Wind
From those marooned by Shakespeare’s Tempest to Coleridge’s becalmed “Ancient Mariner” (“as idle as a painted ship upon a painted ocean”) to the imperiled baby rocking in the tree-top, to the tornado which blew Dorothy from Kansas to Oz – the wind, or lack of it, has wound its way through our culture in any number of ways. Capturing the power of moving air was of course the chief means of navigation for millennia, and led to great refinements in the rigging and setting of masts, spars, ropes, and sails. But even on the fastest sailing ships (before the Panama Canal) it took over 100 days to get from New York to San Francisco.
But travel was, of course, not the only way of utilizing the power of wind. I myself have seen, in modern Tibet, the ancient practice, still employed, of “winnowing” grain, i.e. separating the seed from the inedible husk or “chaff,” by throwing it into the air and letting the wind blow away the chaff, which is lighter than the seed.
Gilbert and Sullivan made metaphorical reference to this technique in their Yeomen of the Guard, when the Jester sings:
Oh, winnow all my folly, folly, folly, and you’ll find
A grain or two of truth among the chaff.
But the seed, in that form, was still too hard to chew. It had to be “milled,” or crushed to a powder, in some way, usually between heavy stones. But the stones had to be turned by some means – and here again the use of wind was one of the options (besides human or animal power, or the power of flowing water) – hence the picturesque “wind-mills,” whose scattered vestiges are still to be found here and there, though of course now superseded by modern high-tech devices, turning wind-power directly into electricity.
But wind could also determine the course of battles, e.g. by deflecting the path of arrows, or, more recently, the drift of poison gas. And even today, with all our equipment and knowledge, there is no way of preventing wind-storms from toppling trees, downing power-lines, and sometimes causing a general disruption of normal human activity, for weeks, or even months.
And these are all only manifestations and movements of that invisible mixture of gases called “air” – the prediction of whose behavior over the past century, while with much improved observations and apparatus, is still (as we’ve all learned through sometimes bitter experience) far from an exact science. And it is, of course, the wind which brings us numerous varieties of water, in such forms as rain and snow, to say nothing of clouds, fog, and sheer humidity.
Yet, as far as I know, although mariners, and many others, might pray for a favorable wind, and although “meteorology” may almost rhyme with “theology,” there is no religion actually based on a worship of the wind. Nevertheless, this familiar, but still very strange, phenomenon, has been a crucial element in countless creations and events. I need only mention the Wright Brothers, who chose the windiest place they could find – the sea-coast of North Carolina at Kitty Hawk – to try out their flying machine, which indeed, at that early stage, depended on the onrush of air to give it the “lift” it needed to get off the ground.

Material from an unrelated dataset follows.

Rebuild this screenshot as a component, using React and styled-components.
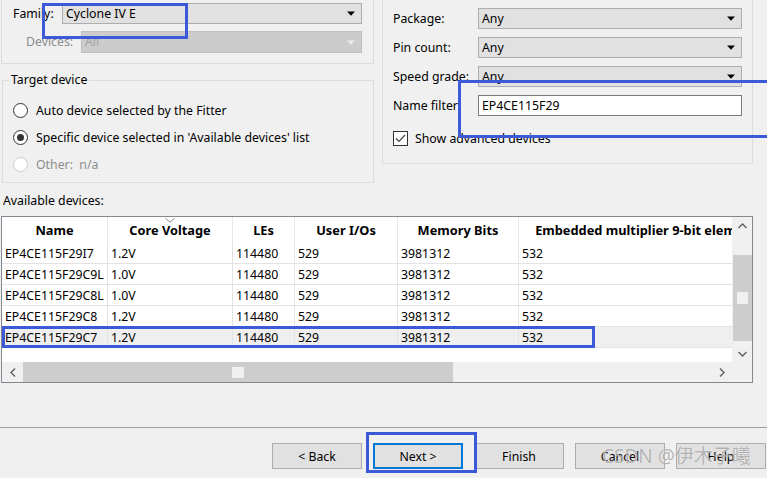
import React from 'react';
import styled, { createGlobalStyle } from 'styled-components';

const GlobalStyle = createGlobalStyle`
  html, body { margin: 0; padding: 0; background: #f0f0f0; }
  body {
    font-family: "Noto Sans", "Segoe UI", "Liberation Sans", sans-serif;
    font-size: 12.3px;
    color: #000;
  }
  * { box-sizing: border-box; }
`;

const Page = styled.div`
  position: relative;
  width: 767px;
  height: 478px;
  overflow: hidden;
  background: #f0f0f0;
  display: flex;
  flex-direction: column;
`;

const TopRow = styled.div`
  display: flex;
  align-items: flex-start;
  height: 184px;
`;

const LeftColumn = styled.div`
  width: 374px;
  padding-left: 1px;
  display: flex;
  flex-direction: column;
`;

const OpenGroup = styled.div`
  width: ${p => p.$w}px;
  height: ${p => p.$h}px;
  margin-left: ${p => p.$ml || 0}px;
  border: 1px solid #dcdcdc;
  border-top: none;
  display: flex;
  flex-direction: column;
`;

const FieldRow = styled.div`
  display: flex;
  align-items: center;
  height: ${p => p.$h}px;
  margin-top: ${p => p.$mt}px;
`;

const FieldLabel = styled.span`
  padding-left: ${p => p.$pl || 0}px;
  color: ${p => (p.$disabled ? '#8d8d8d' : '#000')};
  white-space: nowrap;
  line-height: 16px;
`;

const Combo = styled.div`
  width: ${p => p.$w}px;
  height: 100%;
  margin-left: auto;
  margin-right: ${p => p.$mr || 0}px;
  display: flex;
  align-items: center;
  justify-content: space-between;
  padding: 0 6px 0 3px;
  background: ${p => (p.$disabled ? '#cccccc' : '#e1e1e1')};
  border: 1px solid ${p => (p.$disabled ? '#bfbfbf' : '#adadad')};
  color: ${p => (p.$disabled ? '#a3a3a3' : '#000')};
  line-height: 16px;
`;

const TextInput = styled.div`
  width: ${p => p.$w}px;
  height: 100%;
  display: flex;
  align-items: center;
  padding-left: 3px;
  background: #fff;
  border: 1px solid #7a7a7a;
  line-height: 16px;
`;

const Arrow = ({ disabled }) => (
  <svg width="8" height="5" viewBox="0 0 8 5">
    <path d="M0 0.5H8L4 4.8Z" fill={disabled ? '#ececec' : '#000'} />
  </svg>
);

const Fieldset = styled.fieldset`
  width: 372px;
  margin: 8px 0 0 1px;
  padding: 9px 0 4px 0;
  border: 1px solid #dcdcdc;
  min-width: 0;
`;

const Legend = styled.legend`
  margin-left: 6px;
  padding: 0 2px;
  line-height: 16px;
`;

const RadioRow = styled.div`
  display: flex;
  align-items: center;
  gap: 8px;
  height: 27px;
  padding-left: 10px;
  color: ${p => (p.$disabled ? '#8d8d8d' : '#000')};
  white-space: nowrap;
`;

const RadioCircle = styled.span`
  width: 15px;
  height: 15px;
  border-radius: 50%;
  border: 1px solid ${p => (p.$disabled ? '#cccccc' : '#333')};
  background: #fff;
  display: flex;
  align-items: center;
  justify-content: center;
  flex: none;
  &::after {
    content: '';
    width: 7px;
    height: 7px;
    border-radius: 50%;
    background: ${p => (p.$checked ? '#333' : 'transparent')};
  }
`;

const RightGrid = styled.div`
  display: grid;
  grid-template-columns: 85px 264px;
  grid-auto-rows: 21px;
  row-gap: 8px;
  margin: 8px 0 0 10px;
  align-items: center;
`;

const CheckRow = styled.div`
  display: flex;
  align-items: center;
  gap: 7px;
  margin: 15px 0 0 10px;
  height: 15px;
`;

const CheckBox = styled.span`
  width: 15px;
  height: 15px;
  border: 1px solid #333;
  background: #fff;
  display: flex;
  align-items: center;
  justify-content: center;
  flex: none;
`;

const SectionLabel = styled.div`
  margin: 9px 0 0 3px;
  line-height: 16px;
`;

const TableFrame = styled.div`
  margin: 7px 0 0 1px;
  width: 752px;
  height: 167px;
  border: 1px solid #828790;
  display: grid;
  grid-template-columns: 730px 20px;
  grid-template-rows: 145px 20px;
  background: #fff;
`;

const TableBody = styled.div`
  overflow: hidden;
  background: #fff;
`;

const GridRow = styled.div`
  display: grid;
  grid-template-columns: ${p => p.$cols};
  width: max-content;
  background: ${p => (p.$selected ? '#efefef' : '#fff')};
`;

const HeadCell = styled.div`
  position: relative;
  height: 26px;
  display: flex;
  align-items: center;
  justify-content: center;
  font-weight: 700;
  font-size: 12.8px;
  white-space: nowrap;
  overflow: hidden;
  border-right: 1px solid #e8e8e8;
`;

const SortMark = styled.svg`
  position: absolute;
  top: 1px;
  left: 50%;
  margin-left: -5px;
`;

const Cell = styled.div`
  height: 21px;
  display: flex;
  align-items: center;
  padding-left: 3px;
  white-space: nowrap;
  overflow: hidden;
  border-right: 1px solid #e3e3e3;
  border-bottom: 1px solid #e3e3e3;
`;

const VScroll = styled.div`
  background: #f0f0f0;
  display: flex;
  flex-direction: column;
  align-items: center;
`;

const ScrollArrow = styled.div`
  width: ${p => p.$w || 20}px;
  height: ${p => p.$h || 17}px;
  display: flex;
  align-items: center;
  justify-content: center;
  flex: none;
`;

const VThumb = styled.div`
  width: 19px;
  height: 86px;
  margin-top: ${p => p.$offset}px;
  background: #cdcdcd;
  display: flex;
  align-items: center;
  justify-content: center;
  &::after {
    content: '';
    width: 11px;
    height: 12px;
    background: #f0f0f0;
  }
`;

const Spacer = styled.div`
  flex: 1;
`;

const HScroll = styled.div`
  background: #f0f0f0;
  display: flex;
  align-items: stretch;
`;

const HThumb = styled.div`
  width: ${p => p.$w}px;
  background: #cdcdcd;
  display: flex;
  align-items: center;
  justify-content: center;
  &::after {
    content: '';
    width: 12px;
    height: 11px;
    background: #f0f0f0;
  }
`;

const Corner = styled.div`
  background: #f0f0f0;
`;

const Separator = styled.div`
  margin-top: 44px;
  height: 1px;
  background: #a0a0a0;
`;

const ButtonBar = styled.div`
  display: flex;
  justify-content: flex-end;
  gap: 11px;
  margin-top: 15px;
  padding-right: 1px;
`;

const Button = styled.div`
  width: 90px;
  height: 26px;
  display: flex;
  align-items: center;
  justify-content: center;
  background: #e1e1e1;
  border: ${p => (p.$default ? '2px solid #0078d7' : '1px solid #adadad')};
  white-space: nowrap;
`;

const Highlight = styled.div`
  position: absolute;
  left: ${p => p.$x}px;
  top: ${p => p.$y}px;
  width: ${p => p.$w}px;
  height: ${p => p.$h}px;
  border: 3px solid #3c5ad8;
  pointer-events: none;
`;

const Watermark = styled.div`
  position: absolute;
  left: 602px;
  top: 444px;
  font-family: "Noto Sans", "Noto Sans CJK SC", sans-serif;
  font-size: 19px;
  line-height: 24px;
  color: rgba(110, 110, 110, 0.5);
  text-shadow: 0 0 1px rgba(255, 255, 255, 0.9);
  white-space: nowrap;
  pointer-events: none;
`;

const columns = [
  { title: 'Name', w: 106 },
  { title: 'Core Voltage', w: 125, sorted: true },
  { title: 'LEs', w: 62 },
  { title: 'User I/Os', w: 103 },
  { title: 'Memory Bits', w: 121 },
  { title: 'Embedded multiplier 9-bit elements', w: 262 },
];

const rows = [
  ['EP4CE115F29I7', '1.2V', '114480', '529', '3981312', '532'],
  ['EP4CE115F29C9L', '1.0V', '114480', '529', '3981312', '532'],
  ['EP4CE115F29C8L', '1.0V', '114480', '529', '3981312', '532'],
  ['EP4CE115F29C8', '1.2V', '114480', '529', '3981312', '532'],
  ['EP4CE115F29C7', '1.2V', '114480', '529', '3981312', '532'],
];

const gridCols = columns.map(c => `${c.w}px`).join(' ');

const Chevron = ({ dir }) => {
  const d = {
    up: 'M0.5 5L4.5 1L8.5 5',
    down: 'M0.5 1L4.5 5L8.5 1',
    left: 'M5 0.5L1 4.5L5 8.5',
    right: 'M1 0.5L5 4.5L1 8.5',
  }[dir];
  const vertical = dir === 'up' || dir === 'down';
  return (
    <svg width={vertical ? 9 : 6} height={vertical ? 6 : 9} viewBox={vertical ? '0 0 9 6' : '0 0 6 9'}>
      <path d={d} fill="none" stroke="#606060" strokeWidth="1.4" />
    </svg>
  );
};

export default function App() {
  return (
    <Page>
      <GlobalStyle />
      <TopRow>
        <LeftColumn>
          <OpenGroup $w={373} $h={64}>
            <FieldRow $h={21} $mt={3}>
              <FieldLabel $pl={11}>Family:</FieldLabel>
              <Combo $w={300} $mr={11}>
                <span>Cyclone IV E</span>
                <Arrow />
              </Combo>
            </FieldRow>
            <FieldRow $h={22} $mt={7}>
              <FieldLabel $pl={24} $disabled>Devices:</FieldLabel>
              <Combo $w={281} $mr={11} $disabled>
                <span>All</span>
                <Arrow disabled />
              </Combo>
            </FieldRow>
          </OpenGroup>
          <Fieldset>
            <Legend>Target device</Legend>
            <RadioRow>
              <RadioCircle />
              Auto device selected by the Fitter
            </RadioRow>
            <RadioRow>
              <RadioCircle $checked />
              Specific device selected in 'Available devices' list
            </RadioRow>
            <RadioRow $disabled>
              <RadioCircle $disabled />
              Other:&nbsp;&nbsp;n/a
            </RadioRow>
          </Fieldset>
        </LeftColumn>
        <OpenGroup $w={371} $h={164} $ml={8}>
          <RightGrid>
            <FieldLabel>Package:</FieldLabel>
            <Combo $w={264}><span>Any</span><Arrow /></Combo>
            <FieldLabel>Pin count:</FieldLabel>
            <Combo $w={264}><span>Any</span><Arrow /></Combo>
            <FieldLabel>Speed grade:</FieldLabel>
            <Combo $w={264}><span>Any</span><Arrow /></Combo>
            <FieldLabel>Name filter</FieldLabel>
            <TextInput $w={264}>EP4CE115F29</TextInput>
          </RightGrid>
          <CheckRow>
            <CheckBox>
              <svg width="13" height="13" viewBox="0 0 13 13">
                <path d="M2 6.5L5 9.5L11 3" fill="none" stroke="#444" strokeWidth="1.2" />
              </svg>
            </CheckBox>
            Show advanced devices
          </CheckRow>
        </OpenGroup>
      </TopRow>

      <SectionLabel>Available devices:</SectionLabel>
      <TableFrame>
        <TableBody>
          <GridRow $cols={gridCols}>
            {columns.map(c => (
              <HeadCell key={c.title}>
                {c.sorted && (
                  <SortMark width="10" height="5" viewBox="0 0 10 5">
                    <path d="M0.5 0.5L5 4L9.5 0.5" fill="none" stroke="#8a8a8a" strokeWidth="1" />
                  </SortMark>
                )}
                {c.title}
              </HeadCell>
            ))}
          </GridRow>
          {rows.map((r, i) => (
            <GridRow key={r[0]} $cols={gridCols} $selected={i === rows.length - 1}>
              {r.map((v, j) => (
                <Cell key={j}>{v}</Cell>
              ))}
            </GridRow>
          ))}
        </TableBody>
        <VScroll>
          <ScrollArrow><Chevron dir="up" /></ScrollArrow>
          <VThumb $offset={21} />
          <Spacer />
          <ScrollArrow><Chevron dir="down" /></ScrollArrow>
        </VScroll>
        <HScroll>
          <ScrollArrow $w={21} $h={20}><Chevron dir="left" /></ScrollArrow>
          <HThumb $w={430} />
          <Spacer />
          <ScrollArrow $w={21} $h={20}><Chevron dir="right" /></ScrollArrow>
        </HScroll>
        <Corner />
      </TableFrame>

      <Separator />
      <ButtonBar>
        <Button>&lt; Back</Button>
        <Button $default>Next &gt;</Button>
        <Button>Finish</Button>
        <Button>Cancel</Button>
        <Button>Help</Button>
      </ButtonBar>

      <Highlight $x={42} $y={3} $w={146} $h={36} />
      <Highlight $x={458} $y={80} $w={312} $h={58} />
      <Highlight $x={2} $y={326} $w={593} $h={22} />
      <Highlight $x={366} $y={432} $w={111} $h={41} />
      <Watermark>CSDN @伊木子曦</Watermark>
    </Page>
  );
}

But wind is also a notorious thief, of personal items like hats and scarves – even of possibly important papers, sometimes never found again – at least, not by the original owners. This has led poets to see it metaphorically as an obliterator of the past.
It was in fact this single line from an otherwise undistinguished 1891 work by the English poet, Ernest Dowson, which many years later, gave an American writer the title for her hugely successful novel, published in 1936:
I have forgot much, Cynara! Gone with the wind. . .
Margaret Mitchell had originally intended to call her epic “Another Day,” but the Dowson expression seemed to capture the poignancy she had tried to depict, of an entire civilization destroyed and lost forever by the ravages of Civil War.
The dazzling success of Gone with the Wind so monopolized her life that she never wrote another book. She died in her hometown, Atlanta, in 1949, at the age of 48, after being struck by a car on Peachtree Street. There’s no telling what further contributions she might have made to the literature of our age. Those possibilities, sadly, are now, too, gone with the wind.